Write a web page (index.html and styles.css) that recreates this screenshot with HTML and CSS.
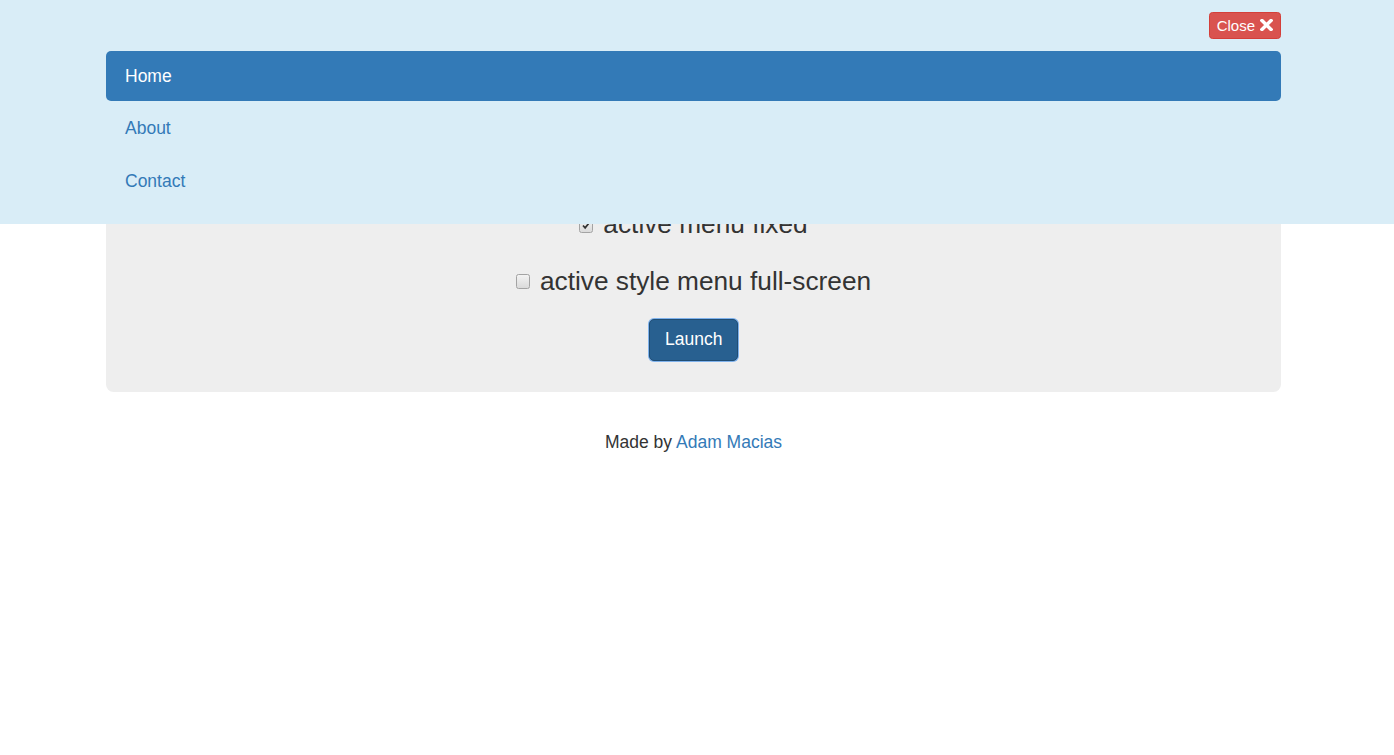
FILE: index.html
```html
<!DOCTYPE html>
<html lang="en">
<head>
<meta charset="utf-8">
<title>Menu demo</title>
<link rel="stylesheet" href="styles.css">
</head>
<body>
<div class="overlay">
  <div class="container">
    <div class="close-row">
      <button class="btn-close" type="button">Close <svg class="x-icon" viewBox="0 0 12 12" width="13" height="12"><path d="M1.5 1.5 L10.5 10.5 M10.5 1.5 L1.5 10.5" stroke="#fff" stroke-width="3.4" stroke-linecap="square" fill="none"/></svg></button>
    </div>
    <ul class="nav">
      <li class="active"><a href="#">Home</a></li>
      <li><a href="#">About</a></li>
      <li><a href="#">Contact</a></li>
    </ul>
  </div>
</div>

<div class="page">
  <div class="container">
    <div class="jumbotron">
      <p class="opt"><span class="cb checked"><svg viewBox="0 0 14 14" width="14" height="14"><path d="M3.5 7 L6 9.8 L10.5 4" stroke="#333" stroke-width="2" fill="none"/></svg></span>active menu fixed</p>
      <p class="opt"><span class="cb"></span>active style menu full-screen</p>
      <p class="launch-row"><button class="btn-launch" type="button">Launch</button></p>
    </div>
    <footer class="footer">Made by <a href="#">Adam Macias</a></footer>
  </div>
</div>
</body>
</html>
```

FILE: styles.css
```css
* { box-sizing: border-box; }
html, body { margin: 0; padding: 0; }
body {
  font-family: "Liberation Sans", Arial, Helvetica, sans-serif;
  font-size: 17.5px;
  line-height: 25px;
  color: #333;
  background: #fff;
  padding-right: 7px;
}
a { color: #337ab7; text-decoration: none; }
.container { width: 1175px; margin: 0 auto; }

.overlay {
  position: fixed;
  top: 0; left: 0; right: 0;
  height: 224px;
  background: #d9edf7;
  padding-right: 7px;
  z-index: 10;
}
.close-row {
  display: flex;
  justify-content: flex-end;
  padding-top: 12px;
  height: 51px;
}
.btn-close {
  display: flex;
  align-items: center;
  gap: 5px;
  height: 27px;
  padding: 0 7px 0 7px;
  background: #d9534f;
  border: 1px solid #d43f3a;
  border-radius: 3.5px;
  color: #fff;
  font-family: "Liberation Sans", Arial, sans-serif;
  font-size: 15px;
  line-height: 22px;
}
.x-icon { display: block; margin-top: -1px; }
.nav { list-style: none; margin: 0; padding: 0; }
.nav li + li { margin-top: 2.5px; }
.nav a {
  display: block;
  padding: 12.5px 19px;
  font-size: 17.5px;
  line-height: 25px;
  border-radius: 5px;
  color: #337ab7;
}
.nav li.active a { background: #337ab7; color: #fff; }

.page { padding-top: 150px; }
.jumbotron {
  background: #eee;
  border-radius: 7.5px;
  padding: 56.25px 20px 31.25px;
  text-align: center;
}
.opt {
  margin: 0 0 18.75px;
  font-size: 26.25px;
  line-height: 37.5px;
  display: flex;
  justify-content: center;
  align-items: center;
}
.cb {
  display: inline-block;
  width: 14px;
  height: 15px;
  margin-right: 10px;
  border: 1px solid #a3a3a3;
  border-radius: 2.5px;
  background: linear-gradient(#f3f3f3, #dadada);
}
.cb svg { display: block; width: 12px; height: 13px; }
.launch-row { margin: 0; line-height: 0; }
.btn-launch {
  height: 42px;
  padding: 0 15px;
  width: 89px;
  background: #286090;
  border: 1px solid #204d74;
  border-radius: 5px;
  color: #fff;
  font-family: "Liberation Sans", Arial, sans-serif;
  font-size: 17.5px;
  line-height: 25px;
  box-shadow: 0 0 0 1px #7fb2ec;
}
.footer {
  text-align: center;
  margin-top: 38px;
  font-size: 17.5px;
  line-height: 25px;
}
```
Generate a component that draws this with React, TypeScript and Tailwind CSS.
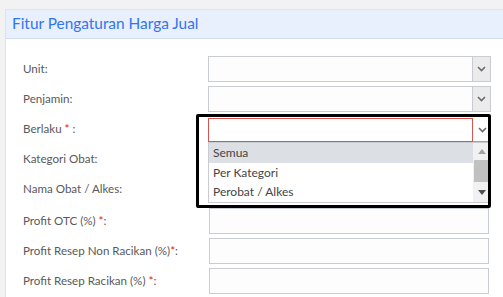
import React from "react";

function Chevron() {
  return (
    <svg width="9" height="6" viewBox="0 0 9 6" fill="none">
      <path d="M1 1l3.5 3.5L8 1" stroke="#6b6b6b" strokeWidth="1.6" />
    </svg>
  );
}

function SelectBox() {
  return (
    <div className="flex h-[26px] w-[283px] border border-[#c9cdd2] bg-[#fdfdfd]">
      <div className="flex-1" />
      <div className="flex w-[18px] items-center justify-center border-l border-[#c9cdd2] bg-[#ebebeb]">
        <Chevron />
      </div>
    </div>
  );
}

function TextBox() {
  return <div className="ml-px h-[26px] w-[280px] border border-[#c9cdd2] bg-[#fdfdfd]" />;
}

function Label({ text, req, tail }: { text: string; req?: boolean; tail?: string }) {
  return (
    <div className="w-[185px] text-[11.6px] text-[#595959]">
      {text}
      {req && <span className="text-[#e02020]">*</span>}
      {tail}
    </div>
  );
}

function BerlakuField() {
  return (
    <div className="relative flex h-[26px] w-[283px] items-end">
      <div className="flex h-[24px] w-full">
        <div className="flex-1 border border-[#d9534f] bg-white" />
        <div className="flex w-[18px] items-center justify-center border-b border-[#7fa7e0] bg-white">
          <Chevron />
        </div>
      </div>
      <div className="absolute left-0 top-full z-10 flex h-[61px] w-[283px] border border-[#c9cdd2] bg-white text-[12px] text-[#444]">
        <div className="flex flex-1 flex-col">
          <div className="flex h-[20px] items-center bg-[#dcdfe3] pl-[4px]">Semua</div>
          <div className="flex h-[20px] items-center pl-[4px]">Per Kategori</div>
          <div className="flex h-[20px] items-center pl-[4px]">Perobat / Alkes</div>
        </div>
        <div className="flex w-[17px] flex-col bg-[#f1f1f1]">
          <div className="flex h-[17px] items-center justify-center">
            <svg width="8" height="5" viewBox="0 0 8 5"><path d="M0 5L4 0l4 5z" fill="#a3a3a3" /></svg>
          </div>
          <div className="mx-[1px] h-[22px] bg-[#c1c1c1]" />
          <div className="flex flex-1 items-center justify-center">
            <svg width="8" height="5" viewBox="0 0 8 5"><path d="M0 0h8L4 5z" fill="#505050" /></svg>
          </div>
        </div>
      </div>
      <div className="pointer-events-none absolute left-[-12px] top-[-2px] z-20 h-[94px] w-[295px] rounded-[2px] border-[3px] border-black" />
    </div>
  );
}

export default function App() {
  return (
    <div className="min-h-screen overflow-hidden bg-[#f2f2f2] pl-[5px] pt-[9px] font-['Lato',sans-serif]">
      <div className="h-[300px] border-l border-t border-[#dfe4ec] bg-white">
        <div className="flex h-[29px] items-center border-b border-[#d3dcec] bg-[#e8f0fd] pl-[6px] text-[15.4px] text-[#3274f2]">
          Fitur Pengaturan Harga Jual
        </div>
        <div className="flex flex-col gap-[4px] pl-[17px] pt-[17px]">
          <div className="flex h-[26px] items-center">
            <Label text="Unit:" />
            <SelectBox />
          </div>
          <div className="flex h-[26px] items-center">
            <Label text="Penjamin:" />
            <SelectBox />
          </div>
          <div className="flex h-[26px] items-center">
            <Label text="Berlaku " req tail=" :" />
            <BerlakuField />
          </div>
          <div className="flex h-[26px] items-center">
            <Label text="Kategori Obat:" />
          </div>
          <div className="flex h-[26px] items-center">
            <Label text="Nama Obat / Alkes:" />
          </div>
          <div className="mt-[2px] flex h-[26px] items-center">
            <Label text="Profit OTC (%) " req tail=":" />
            <TextBox />
          </div>
          <div className="flex h-[26px] items-center">
            <Label text="Profit Resep Non Racikan (%)" req tail=":" />
            <TextBox />
          </div>
          <div className="flex h-[26px] items-center">
            <Label text="Profit Resep Racikan (%) " req tail=":" />
            <TextBox />
          </div>
        </div>
      </div>
    </div>
  );
}
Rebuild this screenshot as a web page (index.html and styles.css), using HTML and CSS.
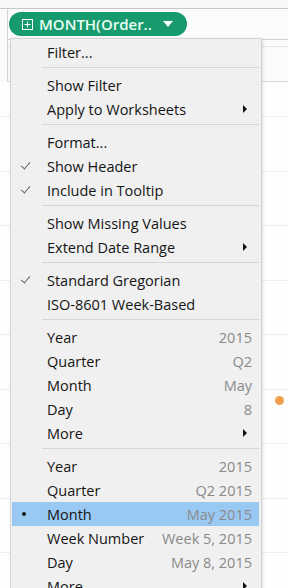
FILE: index.html
```html
<!DOCTYPE html>
<html lang="en">
<head>
  <meta charset="UTF-8" />
  <meta name="viewport" content="width=device-width, initial-scale=1.0"/>
  <title>Month pill menu</title>
  <link rel="stylesheet" href="styles.css">
</head>
<body>

  <div class="toolbar"></div>

  <div class="panel">
    <div class="shelf">
      <div class="pill">
        <svg class="pill-plus" width="11" height="11" viewBox="0 0 11 11">
          <rect x="0.5" y="0.5" width="10" height="10" fill="none" stroke="#fff" stroke-width="1"/>
          <path d="M5.5 2.5v6M2.5 5.5h6" stroke="#fff" stroke-width="1"/>
        </svg>
        <span class="pill-text">MONTH(Order..</span>
        <span class="pill-caret"></span>
      </div>
    </div>
    <div class="header-row"></div>
    <div class="header-row tall"></div>
  </div>

  <div class="view">
    <span class="mark"></span>
  </div>

  <div class="menu">
    <div class="item"><span class="label">Filter...</span></div>
    <div class="sep"></div>
    <div class="item"><span class="label">Show Filter</span></div>
    <div class="item"><span class="label">Apply to Worksheets</span><span class="arrow"></span></div>
    <div class="sep"></div>
    <div class="item"><span class="label">Format...</span></div>
    <div class="item checked"><span class="label">Show Header</span></div>
    <div class="item checked"><span class="label">Include in Tooltip</span></div>
    <div class="sep"></div>
    <div class="item"><span class="label">Show Missing Values</span></div>
    <div class="item"><span class="label">Extend Date Range</span><span class="arrow"></span></div>
    <div class="sep"></div>
    <div class="item checked"><span class="label">Standard Gregorian</span></div>
    <div class="item"><span class="label">ISO-8601 Week-Based</span></div>
    <div class="sep"></div>
    <div class="item"><span class="label">Year</span><span class="value">2015</span></div>
    <div class="item"><span class="label">Quarter</span><span class="value">Q2</span></div>
    <div class="item"><span class="label">Month</span><span class="value">May</span></div>
    <div class="item"><span class="label">Day</span><span class="value">8</span></div>
    <div class="item"><span class="label">More</span><span class="arrow"></span></div>
    <div class="sep"></div>
    <div class="item"><span class="label">Year</span><span class="value">2015</span></div>
    <div class="item"><span class="label">Quarter</span><span class="value">Q2 2015</span></div>
    <div class="item active"><span class="label">Month</span><span class="value">May 2015</span></div>
    <div class="item"><span class="label">Week Number</span><span class="value">Week 5, 2015</span></div>
    <div class="item"><span class="label">Day</span><span class="value">May 8, 2015</span></div>
    <div class="item"><span class="label">More</span><span class="arrow"></span></div>
  </div>

</body>
</html>
```

FILE: styles.css
```css
body {
  margin: 0;
  padding: 0;
  background: #fbfbfb;
  font-family: 'Open Sans', 'Noto Sans', sans-serif;
  color: #151515;
  overflow: hidden;
  height: 588px;
}

.toolbar {
  height: 8px;
  border-bottom: 1px solid #c8c8c8;
  background: #f7f7f7;
}

.panel {
  margin-left: 7px;
  border-left: 1px solid #d4d4d4;
}

.shelf {
  height: 31px;
  border-bottom: 1px solid #d0d0d0;
  padding-top: 3px;
  box-sizing: border-box;
}

.header-row {
  height: 6px;
  border-bottom: 1px solid #e2e2e2;
}

.header-row.tall {
  height: 34px;
  border-bottom: 1px solid #d8d8d8;
}

.pill {
  display: flex;
  align-items: center;
  width: 178px;
  height: 24px;
  margin-left: 1px;
  box-sizing: border-box;
  padding-left: 13px;
  background: #179a6d;
  border-radius: 12px;
  color: #eafff6;
}

.pill-plus {
  flex: none;
}

.pill-text {
  margin-left: 6px;
  font-size: 15px;
  font-weight: 600;
  white-space: nowrap;
}

.pill-caret {
  margin-left: 11px;
  width: 0;
  height: 0;
  border-left: 5px solid transparent;
  border-right: 5px solid transparent;
  border-top: 6px solid #fff;
}

.view {
  position: relative;
  height: 600px;
  background-color: #fefefe;
  background-image: repeating-linear-gradient(
    to bottom,
    transparent 0,
    transparent 53.5px,
    #eeeeee 53.5px,
    #eeeeee 54.5px
  );
  background-position: 0 35px;
}

.mark {
  position: absolute;
  left: 275px;
  top: 314px;
  width: 9px;
  height: 9px;
  border-radius: 50%;
  background: #f2a04c;
}

.menu {
  position: absolute;
  left: 10px;
  top: 38px;
  width: 252px;
  box-sizing: border-box;
  padding-top: 1px;
  background: #f0f0f0;
  border: 1px solid #d3d3d3;
  box-shadow: 1px 1px 3px rgba(0, 0, 0, 0.12);
  font-size: 14.5px;
}

.item {
  position: relative;
  display: flex;
  align-items: center;
  height: 24px;
  padding: 0 7px 0 35px;
  margin: 0 2px 0 1px;
  white-space: nowrap;
}

.item .label {
  flex: 1;
}

.item .value {
  color: #8a8a8a;
}

.item .arrow {
  width: 0;
  height: 0;
  margin-right: 5px;
  border-top: 4px solid transparent;
  border-bottom: 4px solid transparent;
  border-left: 4px solid #111;
}

.item.checked::before {
  content: "";
  position: absolute;
  left: 9px;
  top: 8px;
  width: 8px;
  height: 4px;
  border-left: 1px solid #666;
  border-bottom: 1px solid #666;
  transform: rotate(-50deg);
}

.item.active {
  background: #99c9f3;
}

.item.active::before {
  content: "";
  position: absolute;
  left: 10px;
  top: 10px;
  width: 4px;
  height: 4px;
  border-radius: 50%;
  background: #1a1a1a;
}

.sep {
  height: 1px;
  margin: 3px 2px 5px 31px;
  background: #d6d6d6;
}
```
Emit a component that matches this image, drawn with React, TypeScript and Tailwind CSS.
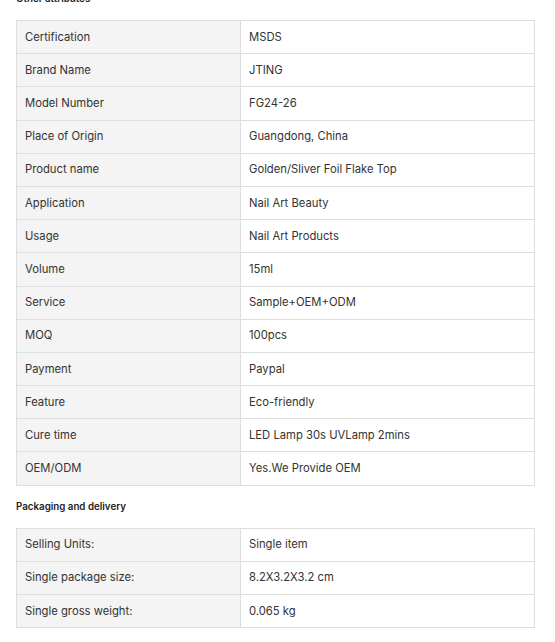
*****
▸ **EXERCISE BRIEF**
Pull every line containing the word "React" out of the material and copy it.

▸ **ANSWER TO THIS PROBLEM**
Generate a component that draws this with React, TypeScript and Tailwind CSS.
import React from "react";
Emit a component that matches this image, drawn with React, TypeScript and Tailwind CSS.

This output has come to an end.